Thursday, November 14, 2013

Story Masters Workshop

This past weekend I spent 4 days at the Story Masters Workshop, put on by Free Expressions.  Several people from my writing group went to this last year in Seattle and they lobbied hard to have it brought to the Twin Cities this year.  How glad I am that they did.

Based on their recommendation nearly everyone from my writing group attended the workshop this year (including those who went last year), as well as several others from Jane's groups, the Hamline MFA program, and many other area writers.  The workshop consisted of one day each with Christopher Vogler (Author of The Writer's Journey; it's awesome, read it), James Scott Bell, and Donald Maass.  On the fourth day the three of them together led a discussion of To Kill a Mockingbird.

I've never had a time like this when I was able to dedicate days to writing: learning and thinking about my own stories.  It was amazing.  Each of the three had a different approach to writing, but I found that they all complemented each other and that they offered a variety of tools to use, depending on what most needs work in your story.  It allowed me to better understand why something works or doesn't work, and if it doesn't, how to go about fixing it (not to mention I have a better understanding of what's going on when something does work).  I also left with a long list of movies to add to my Netflix queue. :-)

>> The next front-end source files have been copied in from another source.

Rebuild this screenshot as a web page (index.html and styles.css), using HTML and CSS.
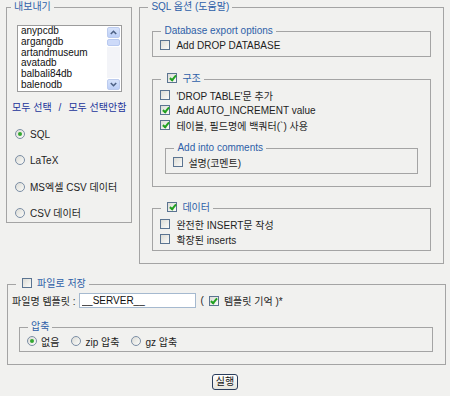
FILE: index.html
```html
<!DOCTYPE html>
<html lang="ko">

  <head>
    <meta charset="UTF-8">
    <meta name="viewport" content="width=device-width, initial-scale=1.0">
    <title>내보내기</title>
    <link rel="stylesheet" href="styles.css">
  </head>

  <body>
    <div class="page">
      <div class="top">
        <fieldset class="box export">
          <legend class="legend">내보내기</legend>
          <div class="listbox">
            <ul class="dblist">
              <li>anypcdb</li>
              <li>argangdb</li>
              <li>artandmuseum</li>
              <li>avatadb</li>
              <li>balbali84db</li>
              <li>balenodb</li>
            </ul>
            <div class="scroll">
              <div class="sbtn">
                <svg width="7" height="5" viewBox="0 0 7 5"><polyline points="0.8,4 3.5,1.3 6.2,4" fill="none" stroke="#4d6185" stroke-width="1.6"/></svg>
              </div>
              <div class="thumb"></div>
              <div class="track"></div>
              <div class="sbtn">
                <svg width="7" height="5" viewBox="0 0 7 5"><polyline points="0.8,1 3.5,3.7 6.2,1" fill="none" stroke="#4d6185" stroke-width="1.6"/></svg>
              </div>
            </div>
          </div>
          <div class="links"><a href="#">모두 선택</a><span class="slash">/</span><a href="#">모두 선택안함</a></div>
          <div class="formats">
            <label class="opt"><input type="radio" name="what" class="radio" checked>SQL</label>
            <label class="opt"><input type="radio" name="what" class="radio">LaTeX</label>
            <label class="opt"><input type="radio" name="what" class="radio">MS엑셀 CSV 데이터</label>
            <label class="opt"><input type="radio" name="what" class="radio">CSV 데이터</label>
          </div>
        </fieldset>

        <fieldset class="box sql">
          <legend class="legend">SQL 옵션 (도움말)</legend>

          <fieldset class="box inner dbopts">
            <legend class="legend">Database export options</legend>
            <label class="row"><input type="checkbox" class="chk">Add DROP DATABASE</label>
          </fieldset>

          <fieldset class="box inner struct">
            <legend class="legend"><input type="checkbox" class="chk" checked>구조</legend>
            <div class="rows">
              <label class="row"><input type="checkbox" class="chk">'DROP TABLE'문 추가</label>
              <label class="row"><input type="checkbox" class="chk" checked>Add AUTO_INCREMENT value</label>
              <label class="row"><input type="checkbox" class="chk" checked>테이블, 필드명에 백쿼터(`) 사용</label>
            </div>
            <fieldset class="box inner comments">
              <legend class="legend">Add into comments</legend>
              <label class="row"><input type="checkbox" class="chk">설명(코멘트)</label>
            </fieldset>
          </fieldset>

          <fieldset class="box inner data">
            <legend class="legend"><input type="checkbox" class="chk" checked>데이터</legend>
            <div class="rows">
              <label class="row"><input type="checkbox" class="chk">완전한 INSERT문 작성</label>
              <label class="row"><input type="checkbox" class="chk">확장된 inserts</label>
            </div>
          </fieldset>
        </fieldset>
      </div>

      <fieldset class="box save">
        <legend class="legend"><input type="checkbox" class="chk">파일로 저장</legend>
        <div class="filerow">
          <span>파일명 템플릿 :</span>
          <input type="text" class="tpl" value="__SERVER__">
          <span class="paren">(</span>
          <input type="checkbox" class="chk" checked>
          <span>템플릿 기억 )*</span>
        </div>
        <fieldset class="box inner compress">
          <legend class="legend">압축</legend>
          <div class="radios">
            <label class="opt"><input type="radio" name="comp" class="radio" checked>없음</label>
            <label class="opt"><input type="radio" name="comp" class="radio">zip 압축</label>
            <label class="opt"><input type="radio" name="comp" class="radio">gz 압축</label>
          </div>
        </fieldset>
      </fieldset>

      <div class="actions">
        <button class="go">실행</button>
      </div>
    </div>
  </body>

</html>
```

FILE: styles.css
```css
html {
  font-family: "Liberation Sans", "Noto Sans CJK KR", sans-serif;
  font-size: 10px;
  color: #1e1e1e;
}

body {
  margin: 0;
  background-color: #f1f1ef;
}

.page {
  padding: 0 6px;
}

.top {
  display: flex;
  align-items: flex-start;
  gap: 7px;
}

/* fieldsets */
.box {
  margin: 0;
  padding: 0;
  min-width: 0;
  border: 1px solid #a4a4a4;
  box-sizing: border-box;
}

.legend {
  margin-left: 8px;
  padding: 0 3px;
  line-height: 14px;
  height: 14px;
  color: #2e5fa8;
  white-space: nowrap;
}

.legend .chk {
  margin: 0 5px 0 3px;
  vertical-align: -1px;
}

label {
  display: flex;
  align-items: center;
  white-space: nowrap;
}

/* left column */
.export {
  width: 127px;
  padding-bottom: 2px;
}

.export .legend {
  margin-left: 4px;
}

.listbox {
  display: flex;
  margin: 11px 0 0 10px;
  width: 105px;
  height: 67px;
  box-sizing: border-box;
  border: 1px solid #9c9c9c;
  background: #fff;
}

.dblist {
  flex: 1;
  margin: 0;
  padding: 0 0 0 3px;
  list-style: none;
  font-size: 10px;
  line-height: 10.8px;
  color: #111;
}

.scroll {
  display: flex;
  flex-direction: column;
  width: 13px;
  padding: 1px 1px 1px 0;
  gap: 1px;
}

.sbtn {
  height: 11px;
  display: flex;
  align-items: center;
  justify-content: center;
  border: 1px solid #bccbee;
  border-radius: 2px;
  background: linear-gradient(#d7e3fb, #bccff7);
  box-sizing: border-box;
}

.thumb {
  height: 7px;
  border: 1px solid #b8c9f0;
  border-radius: 2px;
  background: #cddaf9;
  box-sizing: border-box;
}

.track {
  flex: 1;
  background: #f3f4f8;
}

.links {
  margin-top: 9px;
  padding-left: 5px;
  line-height: 14px;
  color: #22349a;
  white-space: nowrap;
}

.links a {
  color: #22349a;
  text-decoration: none;
}

.slash {
  margin: 0 7px;
}

.formats {
  display: flex;
  flex-direction: column;
  gap: 12.3px;
  margin-top: 12px;
  padding-left: 8px;
}

.opt {
  height: 14px;
}

.opt .radio {
  margin-right: 5px;
}

/* right column */
.sql {
  width: 306px;
  padding-bottom: 12px;
}

.inner {
  margin: 0 12px;
}

.row {
  height: 15px;
  padding-left: 7px;
}

.row .chk {
  margin-right: 6px;
}

.dbopts {
  margin-top: 10px;
  padding-bottom: 4px;
}

.dbopts .row {
  height: 14px;
}

.struct {
  margin-top: 15px;
  padding-bottom: 12px;
}

.rows {
  padding-top: 1.5px;
}

.comments {
  margin-top: 8.5px;
  padding-bottom: 4px;
}

.comments .row {
  height: 14px;
}

.comments .row .chk {
  margin-right: 5px;
}

.data {
  margin-top: 14px;
  padding-bottom: 3px;
}

/* file save */
.save {
  margin: 13.5px 0 0 1px;
  width: 439px;
  padding-bottom: 12px;
}

.filerow {
  display: flex;
  align-items: center;
  height: 15px;
  margin-top: 2px;
  padding-left: 4px;
  white-space: nowrap;
}

.tpl {
  width: 117px;
  height: 15px;
  margin: 0 0 0 3px;
  padding: 0 2px;
  box-sizing: border-box;
  border: 1px solid #a5b9cf;
  background: #fff;
  font: inherit;
  color: #111;
}

.paren {
  margin-left: 5px;
}

.filerow .chk {
  margin: 0 5px;
}

.compress {
  margin: 12px 12px 0 11px;
  padding-bottom: 3px;
}

.radios {
  display: flex;
  align-items: center;
  gap: 12px;
  padding-left: 7px;
}

.radios .opt .radio {
  margin-right: 4px;
}

.actions {
  margin-top: 9px;
  text-align: center;
}

.go {
  height: 16px;
  padding: 0 3px;
  border: 1px solid #2a3d5c;
  border-radius: 3px;
  background: linear-gradient(#ffffff, #e6e5de);
  font: inherit;
  line-height: 14px;
  color: #111;
}

/* controls */
.chk,
.radio {
  appearance: none;
  -webkit-appearance: none;
  position: relative;
  flex: none;
  width: 10px;
  height: 10px;
  margin: 0;
  box-sizing: border-box;
  border: 1px solid #5b7491;
  background: linear-gradient(135deg, #dcdcd6, #fbfbf9);
}

.chk:checked::after {
  content: "";
  position: absolute;
  left: 2.5px;
  top: 0;
  width: 2px;
  height: 5px;
  border: solid #21a121;
  border-width: 0 2px 2px 0;
  transform: rotate(40deg);
}

.radio {
  border-color: #7b8ea5;
  border-radius: 50%;
}

.radio:checked::after {
  content: "";
  position: absolute;
  left: 2px;
  top: 2px;
  width: 4px;
  height: 4px;
  border-radius: 50%;
  background: #34a832;
}
```
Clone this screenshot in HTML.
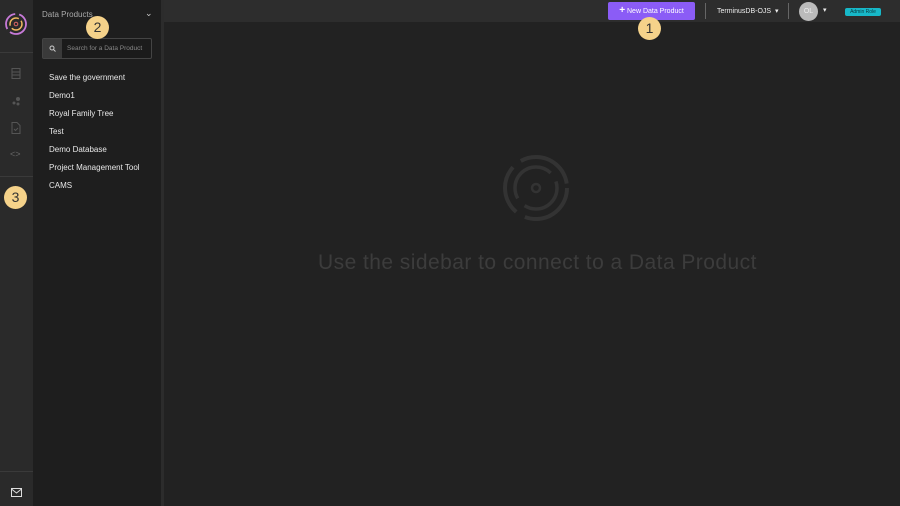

I was impressed too by how approachable each of these men were.  They took questions during break, and they shared an attitude of "Here's what I've learned, now you can use it too."

All through the workshop I had ideas about how I can take The Mighty Carrot even further.  I have notes about rewriting the beginning, about how to fix the climax, and other moments that will add to the story as a whole.  One of my top takeaways was what Donald Maass said about not writing objective description - instead, give us the sense of place through the impressions and emotions of the character.  I struggle with description and I can already see that this is going to be a powerful tool.  (And he's right, I do as a reader skim over those long paragraphs of description!)

Another common thread was of the importance of emotion.  I think it was Donald Maass who said, "A story isn't the plot."  Rather it's the emotional journey of the protagonist, which is externalized in the events of the plot.

Several of us from my group met the other day to talk and debrief about what we had learned.  I spent a lot of my time during breaks and at lunch with those I knew discussing these ideas in the context of our stories.  I found it was very helpful to have those discussions with those who knew what I was writing, as it helped make the ideas more concrete.  It's going to take awhile for me to think through all of this, and apply it to Carrot, but I'm excited to do just that.

Saturday, November 2, 2013


I've done NaNoWriMo before, but this year, as I've started to write picture books, I'm participating in PiBoIdMo - Picture Book Idea Month.  The concept is simple: come up with an idea for a picture book every day for 30 days.  It's hosted by author Tara Lazar over at her blog.  So far it's day 2 and I've come up with 4 ideas, so here it goes for the rest of the month!